What needs to be done —
Retype each line of the material exactly, please, skipping any picture in it.

Recorded data —
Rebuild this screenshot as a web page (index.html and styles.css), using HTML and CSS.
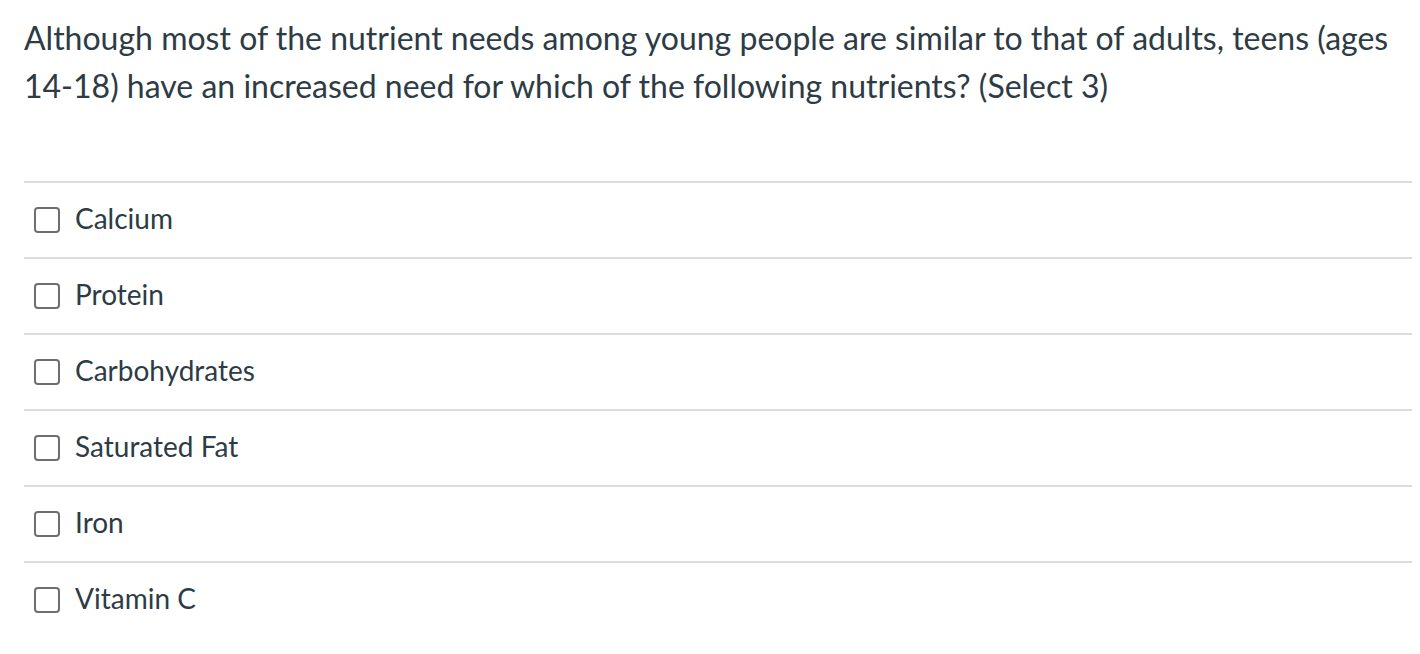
FILE: index.html
```html
<!DOCTYPE html>
<html>
<head>
<meta charset="utf-8">
<link rel="stylesheet" href="styles.css">
</head>
<body>
<div class="quiz">
  <p class="question">Although most of the nutrient needs among young people are similar to that of adults, teens (ages 14-18) have an increased need for which of the following nutrients? (Select 3)</p>
  <div class="answers">
    <label class="answer"><span class="box"></span><span class="label">Calcium</span></label>
    <label class="answer"><span class="box"></span><span class="label">Protein</span></label>
    <label class="answer"><span class="box"></span><span class="label">Carbohydrates</span></label>
    <label class="answer"><span class="box"></span><span class="label">Saturated Fat</span></label>
    <label class="answer"><span class="box"></span><span class="label">Iron</span></label>
    <label class="answer"><span class="box"></span><span class="label">Vitamin C</span></label>
  </div>
</div>
</body>
</html>
```
FILE: styles.css
```css
html, body {
  margin: 0;
  padding: 0;
  background: #ffffff;
}
body {
  font-family: Lato, "Open Sans", sans-serif;
  color: #2d3b45;
}
.quiz {
  padding: 14px 8px 0 24px;
}
.question {
  margin: 0;
  font-size: 32px;
  line-height: 48px;
}
.answers {
  margin-top: 71px;
}
.answer {
  display: flex;
  align-items: center;
  height: 74px;
  border-top: 2px solid #dcdcdc;
  padding-left: 10px;
  gap: 15px;
}
.box {
  width: 22px;
  height: 22px;
  border: 2px solid #6f6f6f;
  border-radius: 4px;
  flex: none;
}
.label {
  font-size: 28px;
  padding-bottom: 4px;
}
```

Answer to the exercise —
Rebuild this screenshot as a web page (index.html and styles.css), using HTML and CSS.
FILE: index.html
```html
<!DOCTYPE html>
<html>
<head>
<meta charset="utf-8">
<link rel="stylesheet" href="styles.css">
</head>
<body>
<div class="quiz">
  <p class="question">Although most of the nutrient needs among young people are similar to that of adults, teens (ages 14-18) have an increased need for which of the following nutrients? (Select 3)</p>
  <div class="answers">
    <label class="answer"><span class="box"></span><span class="label">Calcium</span></label>
    <label class="answer"><span class="box"></span><span class="label">Protein</span></label>
    <label class="answer"><span class="box"></span><span class="label">Carbohydrates</span></label>
    <label class="answer"><span class="box"></span><span class="label">Saturated Fat</span></label>
    <label class="answer"><span class="box"></span><span class="label">Iron</span></label>
    <label class="answer"><span class="box"></span><span class="label">Vitamin C</span></label>
  </div>
</div>
</body>
</html>
```
FILE: styles.css
```css
html, body {
  margin: 0;
  padding: 0;
  background: #ffffff;
}
body {
  font-family: Lato, "Open Sans", sans-serif;
  color: #2d3b45;
}
.quiz {
  padding: 14px 8px 0 24px;
}
.question {
  margin: 0;
  font-size: 32px;
  line-height: 48px;
}
.answers {
  margin-top: 71px;
}
.answer {
  display: flex;
  align-items: center;
  height: 74px;
  border-top: 2px solid #dcdcdc;
  padding-left: 10px;
  gap: 15px;
}
.box {
  width: 22px;
  height: 22px;
  border: 2px solid #6f6f6f;
  border-radius: 4px;
  flex: none;
}
.label {
  font-size: 28px;
  padding-bottom: 4px;
}
```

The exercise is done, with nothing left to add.